■ **Data for this task**
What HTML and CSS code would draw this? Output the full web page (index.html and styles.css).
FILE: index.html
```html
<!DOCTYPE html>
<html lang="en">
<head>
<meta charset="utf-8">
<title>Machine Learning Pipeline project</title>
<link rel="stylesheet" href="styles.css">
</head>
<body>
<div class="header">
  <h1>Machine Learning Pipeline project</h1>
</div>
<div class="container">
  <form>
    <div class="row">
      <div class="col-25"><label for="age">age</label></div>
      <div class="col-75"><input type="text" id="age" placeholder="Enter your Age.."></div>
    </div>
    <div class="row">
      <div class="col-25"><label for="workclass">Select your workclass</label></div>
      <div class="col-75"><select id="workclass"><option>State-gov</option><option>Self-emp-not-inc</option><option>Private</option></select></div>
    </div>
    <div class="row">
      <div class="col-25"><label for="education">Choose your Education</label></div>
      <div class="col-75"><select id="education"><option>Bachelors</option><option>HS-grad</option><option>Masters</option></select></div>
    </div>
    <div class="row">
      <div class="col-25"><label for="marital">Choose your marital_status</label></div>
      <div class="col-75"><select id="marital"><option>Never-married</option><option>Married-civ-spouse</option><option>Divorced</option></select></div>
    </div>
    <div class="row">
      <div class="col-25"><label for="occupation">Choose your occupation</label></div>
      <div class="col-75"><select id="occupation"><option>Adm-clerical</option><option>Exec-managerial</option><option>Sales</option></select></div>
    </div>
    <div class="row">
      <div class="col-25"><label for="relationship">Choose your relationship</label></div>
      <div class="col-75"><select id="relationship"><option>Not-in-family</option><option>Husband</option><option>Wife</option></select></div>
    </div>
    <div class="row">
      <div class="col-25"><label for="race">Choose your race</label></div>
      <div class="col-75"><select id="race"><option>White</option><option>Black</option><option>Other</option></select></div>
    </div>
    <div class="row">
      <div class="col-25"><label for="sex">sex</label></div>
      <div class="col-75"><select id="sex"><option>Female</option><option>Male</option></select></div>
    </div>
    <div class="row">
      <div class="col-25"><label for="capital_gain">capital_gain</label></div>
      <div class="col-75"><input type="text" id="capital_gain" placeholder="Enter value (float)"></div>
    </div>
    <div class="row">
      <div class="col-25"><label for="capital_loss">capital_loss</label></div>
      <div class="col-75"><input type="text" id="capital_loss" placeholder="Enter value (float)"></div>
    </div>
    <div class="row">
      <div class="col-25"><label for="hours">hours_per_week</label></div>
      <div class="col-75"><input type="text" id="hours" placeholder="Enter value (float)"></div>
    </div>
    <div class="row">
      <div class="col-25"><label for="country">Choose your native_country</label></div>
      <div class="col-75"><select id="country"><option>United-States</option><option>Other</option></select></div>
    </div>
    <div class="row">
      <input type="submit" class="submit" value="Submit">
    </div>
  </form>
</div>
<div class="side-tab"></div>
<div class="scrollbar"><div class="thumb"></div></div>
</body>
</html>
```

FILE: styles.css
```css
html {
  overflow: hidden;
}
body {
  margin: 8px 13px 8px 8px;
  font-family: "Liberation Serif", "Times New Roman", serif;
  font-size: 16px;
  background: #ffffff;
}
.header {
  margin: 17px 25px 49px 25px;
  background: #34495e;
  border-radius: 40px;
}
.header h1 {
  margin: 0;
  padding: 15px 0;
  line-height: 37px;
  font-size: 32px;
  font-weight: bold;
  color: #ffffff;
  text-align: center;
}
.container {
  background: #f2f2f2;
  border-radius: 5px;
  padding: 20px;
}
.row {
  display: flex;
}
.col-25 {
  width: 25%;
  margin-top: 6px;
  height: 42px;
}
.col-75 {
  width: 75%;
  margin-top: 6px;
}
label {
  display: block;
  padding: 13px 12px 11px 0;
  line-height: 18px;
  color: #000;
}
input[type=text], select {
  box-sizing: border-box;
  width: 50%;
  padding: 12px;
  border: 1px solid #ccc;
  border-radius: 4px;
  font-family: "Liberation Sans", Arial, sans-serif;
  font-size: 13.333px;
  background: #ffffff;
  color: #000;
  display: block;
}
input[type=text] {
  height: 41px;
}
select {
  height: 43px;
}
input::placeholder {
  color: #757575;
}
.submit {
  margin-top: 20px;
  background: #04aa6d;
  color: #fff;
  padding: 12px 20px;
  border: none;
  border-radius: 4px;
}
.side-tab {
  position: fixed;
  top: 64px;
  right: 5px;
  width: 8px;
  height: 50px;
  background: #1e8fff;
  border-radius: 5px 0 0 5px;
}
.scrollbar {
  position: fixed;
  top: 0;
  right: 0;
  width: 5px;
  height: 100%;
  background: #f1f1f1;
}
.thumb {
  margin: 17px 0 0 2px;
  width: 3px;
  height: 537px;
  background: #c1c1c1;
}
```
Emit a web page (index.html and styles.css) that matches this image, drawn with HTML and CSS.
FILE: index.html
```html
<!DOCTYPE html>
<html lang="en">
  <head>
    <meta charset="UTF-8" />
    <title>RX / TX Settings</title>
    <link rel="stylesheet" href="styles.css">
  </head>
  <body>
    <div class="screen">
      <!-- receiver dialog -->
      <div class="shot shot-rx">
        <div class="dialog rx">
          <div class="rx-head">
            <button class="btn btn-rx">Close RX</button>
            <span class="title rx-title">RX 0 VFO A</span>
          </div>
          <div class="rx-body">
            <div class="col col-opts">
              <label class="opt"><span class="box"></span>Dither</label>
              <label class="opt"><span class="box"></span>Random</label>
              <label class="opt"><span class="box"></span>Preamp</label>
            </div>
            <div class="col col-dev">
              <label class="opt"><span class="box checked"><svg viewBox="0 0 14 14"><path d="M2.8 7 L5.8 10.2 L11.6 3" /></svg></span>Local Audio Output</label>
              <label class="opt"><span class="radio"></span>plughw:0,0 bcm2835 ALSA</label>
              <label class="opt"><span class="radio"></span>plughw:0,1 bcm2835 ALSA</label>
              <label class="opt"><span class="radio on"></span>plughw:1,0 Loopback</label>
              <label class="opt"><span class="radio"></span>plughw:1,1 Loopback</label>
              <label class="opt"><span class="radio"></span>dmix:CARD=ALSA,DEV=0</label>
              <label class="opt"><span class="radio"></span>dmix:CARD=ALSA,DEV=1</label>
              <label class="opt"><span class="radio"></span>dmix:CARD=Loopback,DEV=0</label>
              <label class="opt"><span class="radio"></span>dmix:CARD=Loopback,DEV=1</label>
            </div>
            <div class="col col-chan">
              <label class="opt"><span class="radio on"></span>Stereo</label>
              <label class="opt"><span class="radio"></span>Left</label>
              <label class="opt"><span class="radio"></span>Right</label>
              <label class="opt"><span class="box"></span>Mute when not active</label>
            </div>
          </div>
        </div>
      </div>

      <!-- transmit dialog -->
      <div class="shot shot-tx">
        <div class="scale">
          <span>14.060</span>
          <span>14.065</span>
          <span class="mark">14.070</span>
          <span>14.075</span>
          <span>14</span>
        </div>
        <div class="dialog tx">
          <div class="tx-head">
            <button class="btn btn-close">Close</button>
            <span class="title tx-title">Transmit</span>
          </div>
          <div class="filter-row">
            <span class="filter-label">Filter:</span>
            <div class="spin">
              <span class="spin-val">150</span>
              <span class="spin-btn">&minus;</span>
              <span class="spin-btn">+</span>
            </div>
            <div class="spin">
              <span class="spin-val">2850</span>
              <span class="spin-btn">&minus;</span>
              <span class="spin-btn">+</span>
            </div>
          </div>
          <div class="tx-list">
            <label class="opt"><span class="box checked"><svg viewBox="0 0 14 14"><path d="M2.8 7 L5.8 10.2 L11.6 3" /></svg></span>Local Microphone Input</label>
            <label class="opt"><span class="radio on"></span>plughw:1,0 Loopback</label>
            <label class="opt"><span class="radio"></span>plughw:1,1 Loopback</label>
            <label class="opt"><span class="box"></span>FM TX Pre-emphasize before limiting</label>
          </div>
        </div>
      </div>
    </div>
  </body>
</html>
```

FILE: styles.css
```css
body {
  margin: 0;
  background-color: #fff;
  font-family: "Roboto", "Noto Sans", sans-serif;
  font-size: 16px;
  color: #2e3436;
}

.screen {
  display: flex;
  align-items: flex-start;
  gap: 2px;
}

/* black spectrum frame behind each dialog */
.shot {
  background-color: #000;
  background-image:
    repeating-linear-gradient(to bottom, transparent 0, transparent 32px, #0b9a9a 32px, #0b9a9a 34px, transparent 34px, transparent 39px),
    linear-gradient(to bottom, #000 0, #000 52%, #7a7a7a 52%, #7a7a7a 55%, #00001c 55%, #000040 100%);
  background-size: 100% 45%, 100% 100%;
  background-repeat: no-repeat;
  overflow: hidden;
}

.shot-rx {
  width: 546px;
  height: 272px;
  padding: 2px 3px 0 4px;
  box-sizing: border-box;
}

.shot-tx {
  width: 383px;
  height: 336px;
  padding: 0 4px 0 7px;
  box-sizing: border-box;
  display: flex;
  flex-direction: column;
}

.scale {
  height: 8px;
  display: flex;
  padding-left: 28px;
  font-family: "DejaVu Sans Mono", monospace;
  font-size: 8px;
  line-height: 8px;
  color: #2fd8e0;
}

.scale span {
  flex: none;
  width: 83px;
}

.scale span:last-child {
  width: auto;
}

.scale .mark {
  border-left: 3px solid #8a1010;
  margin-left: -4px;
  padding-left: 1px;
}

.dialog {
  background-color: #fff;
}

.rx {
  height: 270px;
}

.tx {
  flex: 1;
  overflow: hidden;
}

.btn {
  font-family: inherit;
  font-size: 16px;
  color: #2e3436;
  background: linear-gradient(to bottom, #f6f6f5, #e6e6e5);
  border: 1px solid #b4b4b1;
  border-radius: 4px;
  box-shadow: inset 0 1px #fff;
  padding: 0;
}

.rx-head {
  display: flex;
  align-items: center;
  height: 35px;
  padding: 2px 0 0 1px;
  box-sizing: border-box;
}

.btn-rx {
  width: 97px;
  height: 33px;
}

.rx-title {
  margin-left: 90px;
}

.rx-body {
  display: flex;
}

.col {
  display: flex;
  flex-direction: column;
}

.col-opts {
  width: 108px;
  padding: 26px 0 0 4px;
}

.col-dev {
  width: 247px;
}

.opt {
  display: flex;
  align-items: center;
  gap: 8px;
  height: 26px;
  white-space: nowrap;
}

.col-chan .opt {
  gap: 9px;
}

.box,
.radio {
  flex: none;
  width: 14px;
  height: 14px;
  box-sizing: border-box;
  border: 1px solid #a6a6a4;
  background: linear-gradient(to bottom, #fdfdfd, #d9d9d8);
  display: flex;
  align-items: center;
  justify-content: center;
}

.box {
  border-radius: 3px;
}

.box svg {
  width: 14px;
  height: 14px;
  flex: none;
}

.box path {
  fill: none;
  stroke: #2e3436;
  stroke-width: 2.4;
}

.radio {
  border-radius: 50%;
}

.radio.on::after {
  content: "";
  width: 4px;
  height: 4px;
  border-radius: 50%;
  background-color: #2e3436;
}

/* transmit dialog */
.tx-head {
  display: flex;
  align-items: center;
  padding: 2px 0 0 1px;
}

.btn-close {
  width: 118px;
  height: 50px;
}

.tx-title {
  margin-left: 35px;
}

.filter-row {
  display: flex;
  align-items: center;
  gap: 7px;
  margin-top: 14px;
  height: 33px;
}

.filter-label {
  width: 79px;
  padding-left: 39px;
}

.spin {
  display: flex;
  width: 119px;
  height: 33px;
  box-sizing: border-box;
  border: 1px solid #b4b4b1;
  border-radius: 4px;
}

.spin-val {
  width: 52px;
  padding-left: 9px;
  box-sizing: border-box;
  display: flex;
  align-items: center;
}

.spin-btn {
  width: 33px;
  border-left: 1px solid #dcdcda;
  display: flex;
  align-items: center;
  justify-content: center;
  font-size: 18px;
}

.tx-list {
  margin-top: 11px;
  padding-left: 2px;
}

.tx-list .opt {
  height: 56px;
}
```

■ **Required task**
Check each line of the records for the string "Output" and state how many lines contain it. Give only the number.

■ **Solved problem**
2